- **THE EXERCISE**
All the data should be repeated exactly. Any image in it is left out.

- **AVAILABLE DATA**
○ ○ ○ ○

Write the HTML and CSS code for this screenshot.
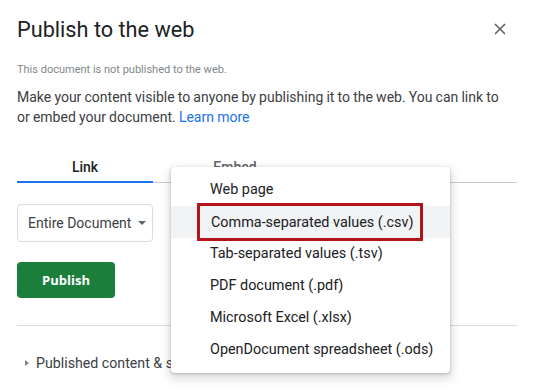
FILE: index.html
```html
<!DOCTYPE html>
<html>
<head>
<meta charset="utf-8">
<link rel="stylesheet" href="styles.css">
</head>
<body>
<div class="dialog">
  <div class="header">
    <h1 class="title">Publish to the web</h1>
    <svg class="close" width="12" height="12" viewBox="0 0 12 12"><path d="M1 1L11 11M11 1L1 11" stroke="#5f6368" stroke-width="1.6"/></svg>
  </div>
  <div class="status">This document is not published to the web.</div>
  <p class="desc">Make your content visible to anyone by publishing it to the web. You can link to or embed your document. <a class="link">Learn more</a></p>
  <div class="tabs">
    <div class="tab active">Link</div>
    <div class="tab embed">Embed</div>
  </div>
  <div class="select">Entire Document <span class="caret"></span></div>
  <button class="publish">Publish</button>
  <hr class="divider">
  <div class="settings"><span class="tri"></span>Published content &amp; settings</div>
</div>
<ul class="menu">
  <li class="item">Web page</li>
  <li class="item hl"><span class="box">Comma-separated values (.csv)</span></li>
  <li class="item">Tab-separated values (.tsv)</li>
  <li class="item">PDF document (.pdf)</li>
  <li class="item">Microsoft Excel (.xlsx)</li>
  <li class="item">OpenDocument spreadsheet (.ods)</li>
</ul>
</body>
</html>
```
FILE: styles.css
```css
html, body { margin: 0; padding: 0; background: #fff; }
body { font-family: Roboto, "Noto Sans", sans-serif; color: #3c4043; width: 535px; height: 389px; overflow: hidden; position: relative; }
.dialog { padding: 0 18px 0 17px; }
.header { display: flex; justify-content: space-between; align-items: center; height: 57px; }
.title { margin: 0; font-family: Roboto, sans-serif; font-weight: 400; font-size: 21.7px; color: #202124; padding-top: 1px; }
.close { margin-right: 11px; margin-top: 0; }
.status { font-size: 11px; color: #80868b; line-height: 14px; margin-top: 6px; }
.desc { margin: 10px 0 0; padding-right: 18px; font-size: 14px; word-spacing: -0.3px; line-height: 20px; color: #3c4043; }
.link { color: #1a73e8; text-decoration: none; }
.tabs { display: flex; margin-top: 24px; border-bottom: 1px solid #c8cacd; height: 31px; }
.tab { width: 136px; text-align: center; font-size: 14px; font-weight: 500; color: #202124; line-height: 26px; padding-top: 3px; }
.tab.active { border-bottom: 2px solid #1a73e8; margin-bottom: -1px; }
.tab.embed { width: 164px; color: #5f6368; }
.select { margin-top: 21px; width: 136px; height: 38px; box-sizing: border-box; border: 1px solid #dadce0; border-radius: 4px; display: flex; align-items: center; font-size: 14px; color: #3c4043; padding-left: 10px; gap: 7px; white-space: nowrap; }
.caret { width: 0; height: 0; border-left: 4px solid transparent; border-right: 4px solid transparent; border-top: 4px solid #5f6368; }
.publish { display: block; margin-top: 20px; width: 98px; height: 36px; border: none; border-radius: 4px; background: #1b7f3b; color: #fff; font-family: "Open Sans", Roboto, sans-serif; font-weight: 700; font-size: 13px; }
.divider { margin: 27px 0 0; border: none; border-top: 1px solid #dadce0; }
.settings { margin-top: 29px; font-size: 14.2px; color: #3c4043; display: flex; align-items: center; gap: 7px; padding-left: 8px; }
.tri { width: 0; height: 0; border-top: 3px solid transparent; border-bottom: 3px solid transparent; border-left: 4px solid #80868b; }
.menu { position: absolute; left: 171px; top: 167px; width: 279px; margin: 0; padding: 7px 0; list-style: none; background: #fff; border-radius: 4px; box-shadow: 0 1px 3px rgba(60,64,67,0.3), 0 4px 8px 3px rgba(60,64,67,0.15); }
.item { height: 32px; line-height: 32px; font-size: 14.4px; color: #202124; padding-left: 39px; }
.item.hl { background: #f1f3f4; padding-left: 26px; line-height: normal; display: flex; align-items: center; }
.box { border: 3px solid #b3141a; padding: 0 7px 0 11px; height: 38px; box-sizing: border-box; display: flex; align-items: center; }
```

○ ○ ○ ○

- **SOLUTION FOR THIS PROBLEM**
Write the HTML and CSS code for this screenshot.
FILE: index.html
```html
<!DOCTYPE html>
<html>
<head>
<meta charset="utf-8">
<link rel="stylesheet" href="styles.css">
</head>
<body>
<div class="dialog">
  <div class="header">
    <h1 class="title">Publish to the web</h1>
    <svg class="close" width="12" height="12" viewBox="0 0 12 12"><path d="M1 1L11 11M11 1L1 11" stroke="#5f6368" stroke-width="1.6"/></svg>
  </div>
  <div class="status">This document is not published to the web.</div>
  <p class="desc">Make your content visible to anyone by publishing it to the web. You can link to or embed your document. <a class="link">Learn more</a></p>
  <div class="tabs">
    <div class="tab active">Link</div>
    <div class="tab embed">Embed</div>
  </div>
  <div class="select">Entire Document <span class="caret"></span></div>
  <button class="publish">Publish</button>
  <hr class="divider">
  <div class="settings"><span class="tri"></span>Published content &amp; settings</div>
</div>
<ul class="menu">
  <li class="item">Web page</li>
  <li class="item hl"><span class="box">Comma-separated values (.csv)</span></li>
  <li class="item">Tab-separated values (.tsv)</li>
  <li class="item">PDF document (.pdf)</li>
  <li class="item">Microsoft Excel (.xlsx)</li>
  <li class="item">OpenDocument spreadsheet (.ods)</li>
</ul>
</body>
</html>
```
FILE: styles.css
```css
html, body { margin: 0; padding: 0; background: #fff; }
body { font-family: Roboto, "Noto Sans", sans-serif; color: #3c4043; width: 535px; height: 389px; overflow: hidden; position: relative; }
.dialog { padding: 0 18px 0 17px; }
.header { display: flex; justify-content: space-between; align-items: center; height: 57px; }
.title { margin: 0; font-family: Roboto, sans-serif; font-weight: 400; font-size: 21.7px; color: #202124; padding-top: 1px; }
.close { margin-right: 11px; margin-top: 0; }
.status { font-size: 11px; color: #80868b; line-height: 14px; margin-top: 6px; }
.desc { margin: 10px 0 0; padding-right: 18px; font-size: 14px; word-spacing: -0.3px; line-height: 20px; color: #3c4043; }
.link { color: #1a73e8; text-decoration: none; }
.tabs { display: flex; margin-top: 24px; border-bottom: 1px solid #c8cacd; height: 31px; }
.tab { width: 136px; text-align: center; font-size: 14px; font-weight: 500; color: #202124; line-height: 26px; padding-top: 3px; }
.tab.active { border-bottom: 2px solid #1a73e8; margin-bottom: -1px; }
.tab.embed { width: 164px; color: #5f6368; }
.select { margin-top: 21px; width: 136px; height: 38px; box-sizing: border-box; border: 1px solid #dadce0; border-radius: 4px; display: flex; align-items: center; font-size: 14px; color: #3c4043; padding-left: 10px; gap: 7px; white-space: nowrap; }
.caret { width: 0; height: 0; border-left: 4px solid transparent; border-right: 4px solid transparent; border-top: 4px solid #5f6368; }
.publish { display: block; margin-top: 20px; width: 98px; height: 36px; border: none; border-radius: 4px; background: #1b7f3b; color: #fff; font-family: "Open Sans", Roboto, sans-serif; font-weight: 700; font-size: 13px; }
.divider { margin: 27px 0 0; border: none; border-top: 1px solid #dadce0; }
.settings { margin-top: 29px; font-size: 14.2px; color: #3c4043; display: flex; align-items: center; gap: 7px; padding-left: 8px; }
.tri { width: 0; height: 0; border-top: 3px solid transparent; border-bottom: 3px solid transparent; border-left: 4px solid #80868b; }
.menu { position: absolute; left: 171px; top: 167px; width: 279px; margin: 0; padding: 7px 0; list-style: none; background: #fff; border-radius: 4px; box-shadow: 0 1px 3px rgba(60,64,67,0.3), 0 4px 8px 3px rgba(60,64,67,0.15); }
.item { height: 32px; line-height: 32px; font-size: 14.4px; color: #202124; padding-left: 39px; }
.item.hl { background: #f1f3f4; padding-left: 26px; line-height: normal; display: flex; align-items: center; }
.box { border: 3px solid #b3141a; padding: 0 7px 0 11px; height: 38px; box-sizing: border-box; display: flex; align-items: center; }
```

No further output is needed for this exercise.